Here is an example of their classic shoulder / neck strap on a Nikon F1:
I especially like the colour of the strap. Its’ a classic colour that will match any camera. When you look on Ebay for straps you will find a lot of similarly styled straps – unfortunately I also bought one and there is absolutely no comparison to the quality of the figosa one. Even a relatively heavy camera such as the Nikon F1 above is not a problem for the figosa strap. The leather is tough and can carry weight. The Ebay one became longer and longer every-time I used it. Honestly if you have money for fine cameras and appreciate their quality then get yourself a decent strap like the one from figosa. There is nothing worse than dropping your precious gear.

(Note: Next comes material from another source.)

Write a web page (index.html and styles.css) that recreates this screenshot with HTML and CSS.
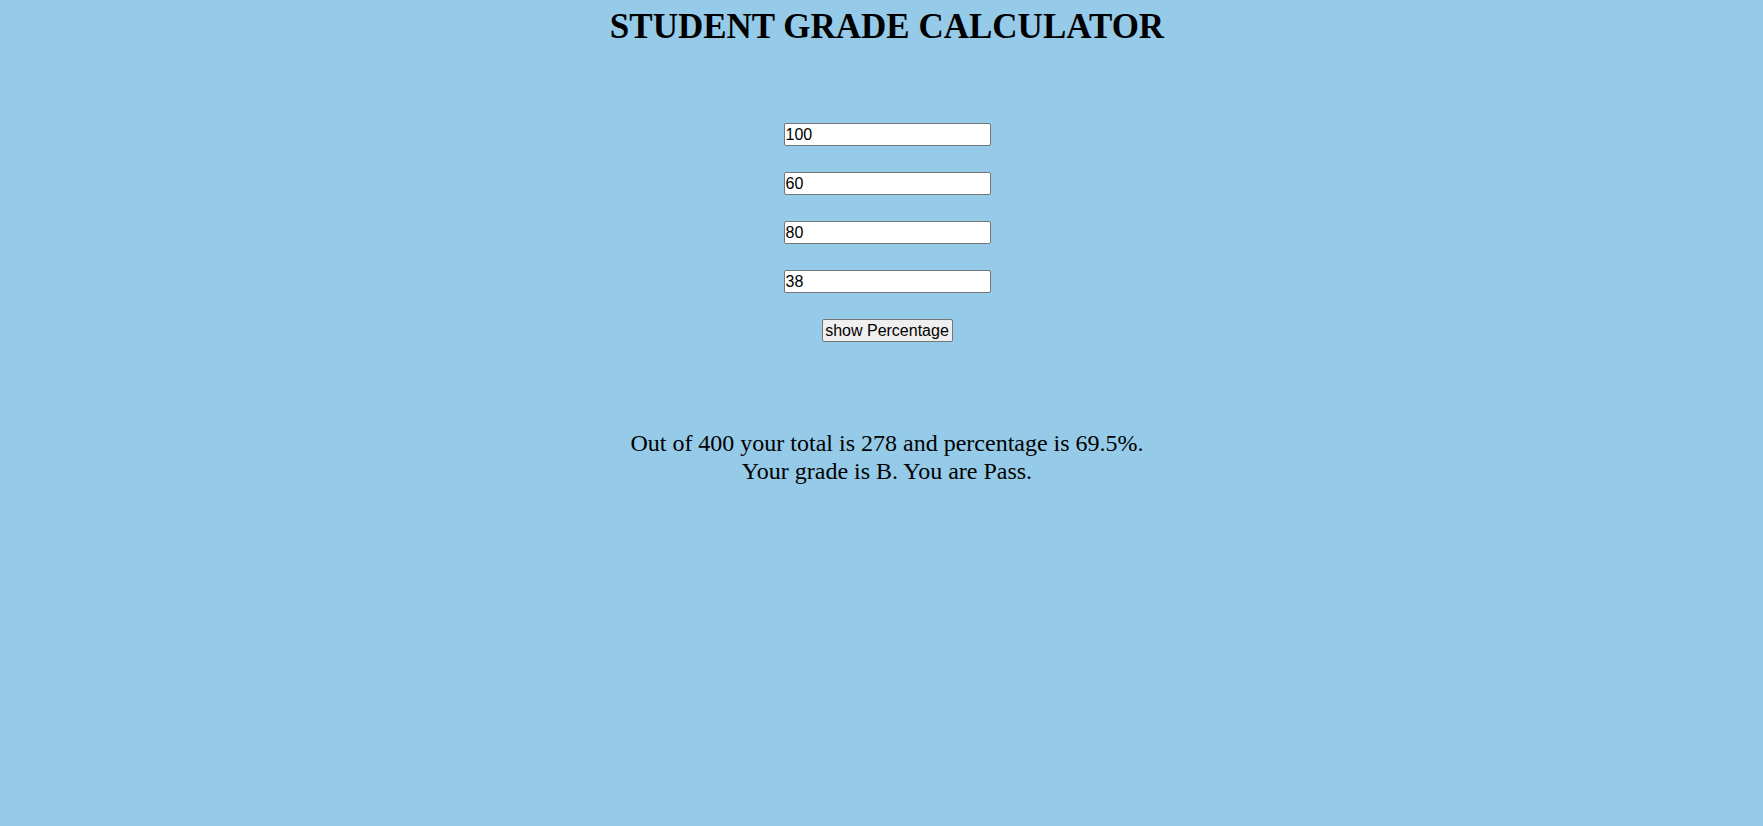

figosa also manufacture wrist straps with a very special “croco-style”. Obviously this is not real crocodile leather but the design aspect of the leather is really cool and gives a nice special touch. The leather is smooth and has a double stitching. Here is an example on a Leica M2:
The figosa straps, including the wrist strap above are very well made. There is a lot of attention to details and design and I really like that. All straps are made in Italy and have a little Italian flag and the figosa logo on the side. These straps will last you a lifetime!
Straps for pigeon photography
It is also interesting to point out that some forms of photography could not have been developed without camera straps. Take pigeon photography for instance.
At the beginning of the last century pigeons were first used for aerial photography in Germany. Special cameras were attached to the pigeons using straps. The shots were made with a self timer so you had to be very lucky to actually photograph what you wanted.
During World War I this sort of photography was tested by the German Military. It was hoped that this new type of photography could be used for reconnaissance purposes. After a short trial period it was deemed not precise enough and became obsolete with the emergence of standard aerial photography using planes.